Para continuar estudando arte, pediu uma bolsa para assistir ao curso do crítico e historiador Rodrigo Naves. Por um período, Santídio foi também assistente do professor na organização das aulas. “Aprendi muito com ele, vendo como ele estudava, escrevia”, diz.

Foi Naves o primeiro a dizer que Santídio era, sim, um artista. Pediu para ver as gravuras do jovem e ficou impressionado: ele poderia vender seu trabalho por dez vezes mais, assegurou o crítico.

Naves apresentou o trabalho do rapaz à Vilma Eid, dona da galeria Estação. E a partir daí foi uma sucessão de bons acontecimentos: ela ofereceu o espaço para uma exposição; um amigo, as molduras; outra amiga, o design do catálogo; e Naves, o texto para a mostra e o catálogo. Assim, em, 2016, aos 19 anos, Santídio fez sua primeira individual.

Vendeu todos os trabalhos e fechou um contrato com Vilma, o que lhe permitiu ser artista em tempo integral e cursar Licenciatura em Artes Visuais. Desde então, não parou mais de produzir e expor, inclusive fora do país.

Já levou suas obras para Paris e Nova York.
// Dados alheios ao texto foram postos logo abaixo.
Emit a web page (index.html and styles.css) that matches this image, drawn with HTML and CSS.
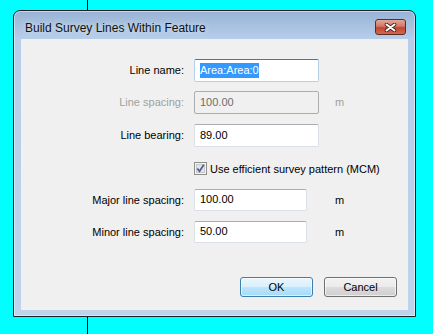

E seus trabalhos estão em acervos de instituições como Sesc, Pinacoteca do Estado de São Paulo, Museu de Arte do Rio, Fundação Cartier e na Coleção Cisneros, uma das mais importantes do mundo.

E mesmo com todo o sucesso, Santídio avisa: “Não vou me sujeitar ao mercado. Enquanto eu estiver ganhando dinheiro com arte, maravilha. Se um dia meu trabalho parar de vender, eu dou minhas aulas e continuo fazendo a minha arte. Porque é isso que me mantém vivo”.

Na galeria Estação, há fila de espera por uma obra do jovem piauiense.